* _What to work on_: What is the count of lines that hold the word "with"? Give only the number.
START
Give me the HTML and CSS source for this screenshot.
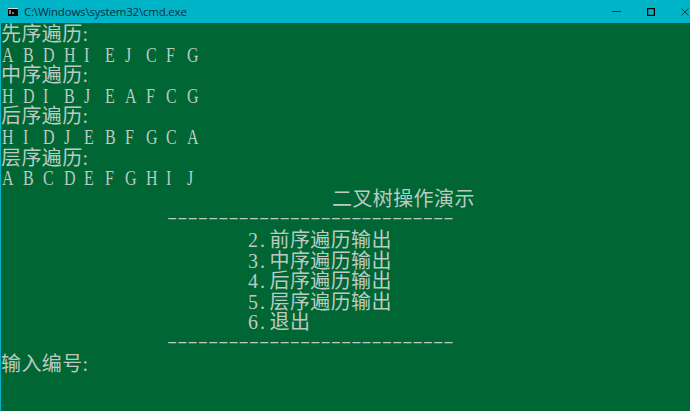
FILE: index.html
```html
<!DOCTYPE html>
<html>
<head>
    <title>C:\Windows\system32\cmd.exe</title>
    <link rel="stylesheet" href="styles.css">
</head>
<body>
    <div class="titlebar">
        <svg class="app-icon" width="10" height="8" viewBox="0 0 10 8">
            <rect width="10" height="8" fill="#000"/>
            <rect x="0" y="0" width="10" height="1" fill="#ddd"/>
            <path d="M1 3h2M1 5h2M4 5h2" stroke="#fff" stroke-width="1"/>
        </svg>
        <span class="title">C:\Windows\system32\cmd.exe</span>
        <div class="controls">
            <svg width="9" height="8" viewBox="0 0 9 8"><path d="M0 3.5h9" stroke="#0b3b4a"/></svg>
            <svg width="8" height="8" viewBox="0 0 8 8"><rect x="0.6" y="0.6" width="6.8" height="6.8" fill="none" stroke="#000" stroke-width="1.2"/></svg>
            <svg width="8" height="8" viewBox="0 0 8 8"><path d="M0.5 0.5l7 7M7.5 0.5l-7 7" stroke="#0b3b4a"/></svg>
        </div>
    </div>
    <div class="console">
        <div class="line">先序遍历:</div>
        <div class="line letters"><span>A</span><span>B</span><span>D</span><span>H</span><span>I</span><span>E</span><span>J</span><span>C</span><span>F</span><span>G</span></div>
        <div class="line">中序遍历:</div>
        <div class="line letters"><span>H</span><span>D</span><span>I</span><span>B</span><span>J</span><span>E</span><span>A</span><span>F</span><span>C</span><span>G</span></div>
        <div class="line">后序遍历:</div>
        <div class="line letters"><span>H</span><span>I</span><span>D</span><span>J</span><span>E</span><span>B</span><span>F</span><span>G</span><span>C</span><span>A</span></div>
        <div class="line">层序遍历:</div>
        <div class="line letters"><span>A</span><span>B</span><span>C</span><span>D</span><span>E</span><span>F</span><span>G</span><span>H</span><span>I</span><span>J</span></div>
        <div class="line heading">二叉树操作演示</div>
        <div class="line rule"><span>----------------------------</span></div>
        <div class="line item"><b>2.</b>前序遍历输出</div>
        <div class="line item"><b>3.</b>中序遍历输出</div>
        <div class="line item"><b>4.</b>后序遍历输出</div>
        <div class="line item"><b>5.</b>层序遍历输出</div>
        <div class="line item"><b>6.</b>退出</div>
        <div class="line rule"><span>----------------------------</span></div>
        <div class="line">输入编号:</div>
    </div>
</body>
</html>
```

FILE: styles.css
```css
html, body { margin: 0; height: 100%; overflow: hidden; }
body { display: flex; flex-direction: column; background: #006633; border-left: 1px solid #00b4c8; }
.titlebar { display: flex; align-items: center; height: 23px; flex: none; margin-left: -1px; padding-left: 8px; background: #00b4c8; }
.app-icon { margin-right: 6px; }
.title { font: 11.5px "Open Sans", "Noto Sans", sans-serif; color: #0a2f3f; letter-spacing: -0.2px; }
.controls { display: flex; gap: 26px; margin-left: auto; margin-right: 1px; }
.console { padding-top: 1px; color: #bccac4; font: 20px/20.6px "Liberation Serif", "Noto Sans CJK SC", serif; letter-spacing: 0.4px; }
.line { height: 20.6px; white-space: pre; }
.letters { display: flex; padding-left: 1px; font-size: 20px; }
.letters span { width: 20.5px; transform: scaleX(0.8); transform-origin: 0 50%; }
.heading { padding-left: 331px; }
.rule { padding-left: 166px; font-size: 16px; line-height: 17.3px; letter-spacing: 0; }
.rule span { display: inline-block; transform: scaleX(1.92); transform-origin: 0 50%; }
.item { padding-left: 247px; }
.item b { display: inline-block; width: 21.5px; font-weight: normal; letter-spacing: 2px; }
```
END
START
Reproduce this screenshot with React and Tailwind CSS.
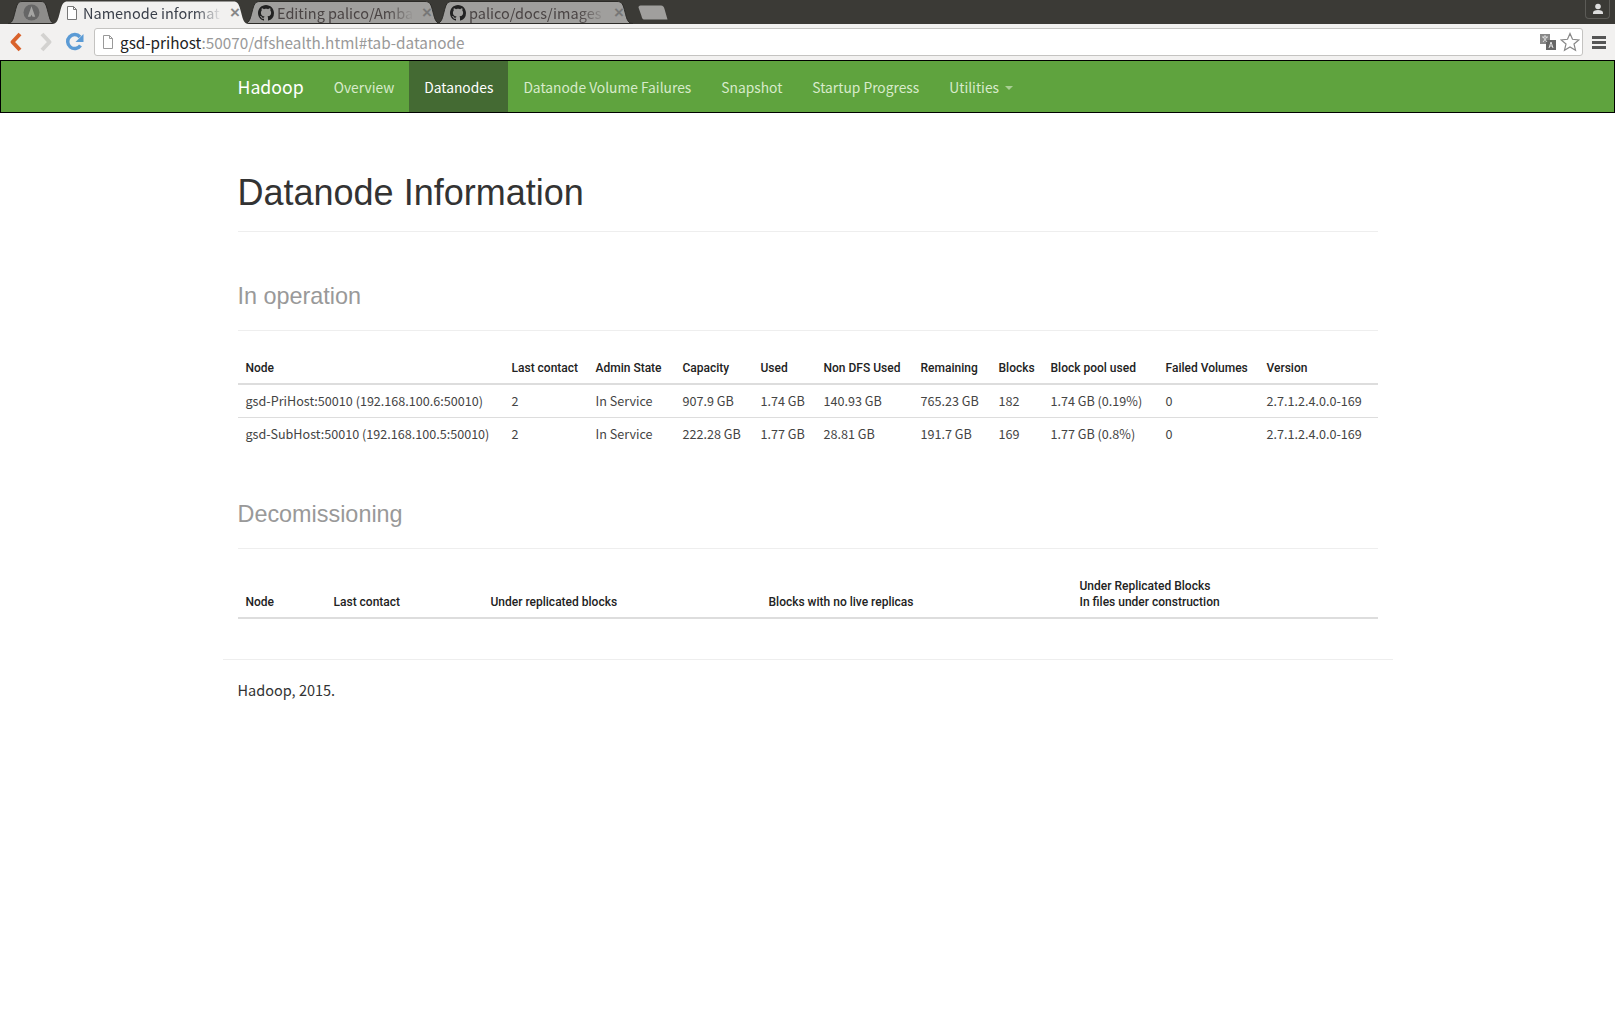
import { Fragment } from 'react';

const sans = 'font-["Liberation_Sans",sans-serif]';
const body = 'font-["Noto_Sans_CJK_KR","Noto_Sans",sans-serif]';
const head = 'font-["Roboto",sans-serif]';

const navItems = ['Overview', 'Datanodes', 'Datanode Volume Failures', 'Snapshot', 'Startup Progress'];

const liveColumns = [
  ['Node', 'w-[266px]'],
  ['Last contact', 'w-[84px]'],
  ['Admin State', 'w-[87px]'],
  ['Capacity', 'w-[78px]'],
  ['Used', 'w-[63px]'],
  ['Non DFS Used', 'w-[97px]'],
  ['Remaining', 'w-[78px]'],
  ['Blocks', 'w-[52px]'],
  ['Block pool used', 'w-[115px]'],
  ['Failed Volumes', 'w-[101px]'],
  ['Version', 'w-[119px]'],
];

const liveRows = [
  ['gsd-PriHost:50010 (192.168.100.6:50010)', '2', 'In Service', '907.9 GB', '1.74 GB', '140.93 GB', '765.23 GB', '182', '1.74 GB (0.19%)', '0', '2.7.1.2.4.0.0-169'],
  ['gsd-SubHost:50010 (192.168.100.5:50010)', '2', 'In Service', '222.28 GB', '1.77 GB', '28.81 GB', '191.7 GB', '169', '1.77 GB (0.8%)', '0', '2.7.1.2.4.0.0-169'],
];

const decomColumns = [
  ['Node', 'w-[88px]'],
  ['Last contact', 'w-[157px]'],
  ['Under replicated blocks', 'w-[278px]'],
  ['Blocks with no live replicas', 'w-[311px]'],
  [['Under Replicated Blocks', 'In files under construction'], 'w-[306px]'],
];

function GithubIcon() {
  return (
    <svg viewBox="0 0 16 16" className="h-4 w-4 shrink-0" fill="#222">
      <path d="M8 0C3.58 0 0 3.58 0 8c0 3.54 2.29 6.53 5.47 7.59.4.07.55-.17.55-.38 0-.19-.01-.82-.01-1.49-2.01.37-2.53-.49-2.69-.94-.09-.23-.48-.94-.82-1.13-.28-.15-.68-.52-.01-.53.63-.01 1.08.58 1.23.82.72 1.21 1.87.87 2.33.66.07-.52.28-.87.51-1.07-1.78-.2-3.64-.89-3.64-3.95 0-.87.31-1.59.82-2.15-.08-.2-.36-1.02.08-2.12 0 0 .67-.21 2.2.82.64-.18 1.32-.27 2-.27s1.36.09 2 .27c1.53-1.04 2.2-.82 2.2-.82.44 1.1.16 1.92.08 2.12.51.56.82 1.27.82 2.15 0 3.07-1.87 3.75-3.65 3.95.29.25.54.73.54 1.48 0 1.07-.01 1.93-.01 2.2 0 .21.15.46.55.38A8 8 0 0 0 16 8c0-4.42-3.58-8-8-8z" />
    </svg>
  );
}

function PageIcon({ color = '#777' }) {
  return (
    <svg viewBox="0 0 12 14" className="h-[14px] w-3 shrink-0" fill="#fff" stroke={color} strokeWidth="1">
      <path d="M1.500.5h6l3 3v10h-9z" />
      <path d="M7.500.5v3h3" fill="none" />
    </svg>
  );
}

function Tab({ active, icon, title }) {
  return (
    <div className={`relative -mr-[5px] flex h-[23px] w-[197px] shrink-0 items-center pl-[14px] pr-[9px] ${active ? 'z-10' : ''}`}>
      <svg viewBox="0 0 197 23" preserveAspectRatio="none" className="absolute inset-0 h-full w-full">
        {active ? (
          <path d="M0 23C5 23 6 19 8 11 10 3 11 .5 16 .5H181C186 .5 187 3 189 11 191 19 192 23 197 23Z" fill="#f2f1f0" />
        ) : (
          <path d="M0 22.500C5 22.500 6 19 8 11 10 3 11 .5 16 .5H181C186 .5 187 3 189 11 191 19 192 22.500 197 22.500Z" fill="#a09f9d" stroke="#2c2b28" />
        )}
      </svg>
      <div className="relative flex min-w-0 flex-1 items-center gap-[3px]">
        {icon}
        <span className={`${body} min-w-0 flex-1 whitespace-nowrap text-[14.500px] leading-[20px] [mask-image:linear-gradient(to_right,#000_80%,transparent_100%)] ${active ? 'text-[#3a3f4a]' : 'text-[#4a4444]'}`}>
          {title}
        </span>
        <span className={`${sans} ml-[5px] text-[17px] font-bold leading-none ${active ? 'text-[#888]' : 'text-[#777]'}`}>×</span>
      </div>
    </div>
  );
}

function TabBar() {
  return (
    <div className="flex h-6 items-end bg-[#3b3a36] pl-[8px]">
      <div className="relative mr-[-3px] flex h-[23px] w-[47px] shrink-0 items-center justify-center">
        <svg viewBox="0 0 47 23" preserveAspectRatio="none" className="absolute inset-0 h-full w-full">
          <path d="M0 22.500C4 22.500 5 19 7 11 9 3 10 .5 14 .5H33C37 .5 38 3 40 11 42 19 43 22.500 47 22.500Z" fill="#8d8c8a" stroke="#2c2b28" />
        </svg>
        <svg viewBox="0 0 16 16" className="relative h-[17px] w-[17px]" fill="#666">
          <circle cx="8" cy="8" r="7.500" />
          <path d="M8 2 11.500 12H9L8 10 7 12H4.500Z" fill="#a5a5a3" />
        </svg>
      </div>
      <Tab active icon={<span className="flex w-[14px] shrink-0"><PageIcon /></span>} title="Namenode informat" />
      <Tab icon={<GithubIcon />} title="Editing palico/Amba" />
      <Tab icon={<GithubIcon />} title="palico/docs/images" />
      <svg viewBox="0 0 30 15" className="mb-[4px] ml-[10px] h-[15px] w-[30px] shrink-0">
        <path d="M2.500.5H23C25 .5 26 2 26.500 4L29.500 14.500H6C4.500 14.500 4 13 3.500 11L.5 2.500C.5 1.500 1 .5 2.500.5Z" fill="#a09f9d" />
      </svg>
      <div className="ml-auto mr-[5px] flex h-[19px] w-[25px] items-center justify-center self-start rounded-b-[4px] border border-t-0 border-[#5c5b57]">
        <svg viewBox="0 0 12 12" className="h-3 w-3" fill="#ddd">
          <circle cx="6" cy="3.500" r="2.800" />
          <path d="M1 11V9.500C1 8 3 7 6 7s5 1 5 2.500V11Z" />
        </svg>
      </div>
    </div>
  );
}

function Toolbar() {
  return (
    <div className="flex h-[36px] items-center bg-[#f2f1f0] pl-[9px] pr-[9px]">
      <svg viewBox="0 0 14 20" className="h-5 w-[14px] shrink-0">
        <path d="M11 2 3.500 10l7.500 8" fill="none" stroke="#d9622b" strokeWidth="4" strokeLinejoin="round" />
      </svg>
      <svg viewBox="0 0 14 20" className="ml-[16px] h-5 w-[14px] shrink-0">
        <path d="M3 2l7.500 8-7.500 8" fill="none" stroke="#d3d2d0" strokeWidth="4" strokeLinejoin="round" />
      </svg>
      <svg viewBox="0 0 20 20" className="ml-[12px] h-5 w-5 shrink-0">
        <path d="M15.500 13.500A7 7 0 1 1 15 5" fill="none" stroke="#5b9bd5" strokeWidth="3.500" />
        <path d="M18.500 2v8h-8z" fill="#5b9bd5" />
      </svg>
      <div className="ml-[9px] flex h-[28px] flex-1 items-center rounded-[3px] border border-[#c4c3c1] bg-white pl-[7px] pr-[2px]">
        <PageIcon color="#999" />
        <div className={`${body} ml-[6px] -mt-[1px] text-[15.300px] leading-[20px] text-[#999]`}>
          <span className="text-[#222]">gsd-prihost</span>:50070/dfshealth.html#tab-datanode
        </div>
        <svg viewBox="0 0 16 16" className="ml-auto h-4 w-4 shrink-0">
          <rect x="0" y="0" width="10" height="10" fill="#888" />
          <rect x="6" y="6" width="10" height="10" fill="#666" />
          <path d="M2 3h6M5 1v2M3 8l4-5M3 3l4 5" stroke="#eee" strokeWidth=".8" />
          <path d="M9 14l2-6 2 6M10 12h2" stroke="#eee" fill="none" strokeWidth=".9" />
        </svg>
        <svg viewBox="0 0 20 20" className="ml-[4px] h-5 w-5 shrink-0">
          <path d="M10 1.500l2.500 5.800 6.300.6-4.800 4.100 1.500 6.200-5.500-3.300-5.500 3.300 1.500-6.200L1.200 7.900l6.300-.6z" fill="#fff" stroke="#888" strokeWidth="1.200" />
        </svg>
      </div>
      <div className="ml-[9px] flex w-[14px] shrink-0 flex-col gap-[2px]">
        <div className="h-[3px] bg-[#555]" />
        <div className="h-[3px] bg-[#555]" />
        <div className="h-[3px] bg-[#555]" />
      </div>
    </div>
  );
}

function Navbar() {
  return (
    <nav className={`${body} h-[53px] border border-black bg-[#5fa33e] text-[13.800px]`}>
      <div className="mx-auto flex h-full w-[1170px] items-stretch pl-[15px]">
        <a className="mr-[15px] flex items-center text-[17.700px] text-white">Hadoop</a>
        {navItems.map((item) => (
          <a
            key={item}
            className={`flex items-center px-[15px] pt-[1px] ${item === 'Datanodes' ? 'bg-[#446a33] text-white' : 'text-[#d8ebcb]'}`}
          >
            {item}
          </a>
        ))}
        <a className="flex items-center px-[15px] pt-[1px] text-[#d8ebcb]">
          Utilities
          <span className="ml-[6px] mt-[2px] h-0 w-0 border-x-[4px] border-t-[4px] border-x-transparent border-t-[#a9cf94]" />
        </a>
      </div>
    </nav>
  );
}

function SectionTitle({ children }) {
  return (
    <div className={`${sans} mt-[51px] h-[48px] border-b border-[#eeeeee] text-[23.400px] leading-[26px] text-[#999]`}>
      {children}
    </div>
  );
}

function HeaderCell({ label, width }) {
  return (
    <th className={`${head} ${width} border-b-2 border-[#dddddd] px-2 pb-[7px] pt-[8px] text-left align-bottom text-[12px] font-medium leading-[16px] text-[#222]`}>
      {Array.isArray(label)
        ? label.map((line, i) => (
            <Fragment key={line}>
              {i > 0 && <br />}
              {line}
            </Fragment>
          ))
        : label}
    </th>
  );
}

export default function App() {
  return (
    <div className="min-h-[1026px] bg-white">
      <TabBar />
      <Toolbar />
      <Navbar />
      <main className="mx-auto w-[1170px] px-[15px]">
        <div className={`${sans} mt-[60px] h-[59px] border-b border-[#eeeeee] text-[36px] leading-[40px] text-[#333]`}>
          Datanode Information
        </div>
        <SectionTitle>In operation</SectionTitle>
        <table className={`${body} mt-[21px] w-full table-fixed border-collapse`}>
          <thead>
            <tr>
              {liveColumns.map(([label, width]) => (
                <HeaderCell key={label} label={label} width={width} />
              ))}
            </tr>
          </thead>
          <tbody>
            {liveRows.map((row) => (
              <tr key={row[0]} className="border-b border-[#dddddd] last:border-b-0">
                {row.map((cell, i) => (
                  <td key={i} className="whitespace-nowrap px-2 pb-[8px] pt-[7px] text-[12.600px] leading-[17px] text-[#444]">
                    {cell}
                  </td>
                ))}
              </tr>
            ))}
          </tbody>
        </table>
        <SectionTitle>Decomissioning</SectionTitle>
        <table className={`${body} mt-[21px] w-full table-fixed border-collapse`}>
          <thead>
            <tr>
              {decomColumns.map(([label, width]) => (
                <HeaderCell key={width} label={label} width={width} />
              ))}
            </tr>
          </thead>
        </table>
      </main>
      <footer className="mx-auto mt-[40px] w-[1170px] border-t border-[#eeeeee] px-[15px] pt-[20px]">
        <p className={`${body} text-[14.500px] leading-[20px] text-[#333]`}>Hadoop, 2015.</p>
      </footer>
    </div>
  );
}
END
* _The reply_: 2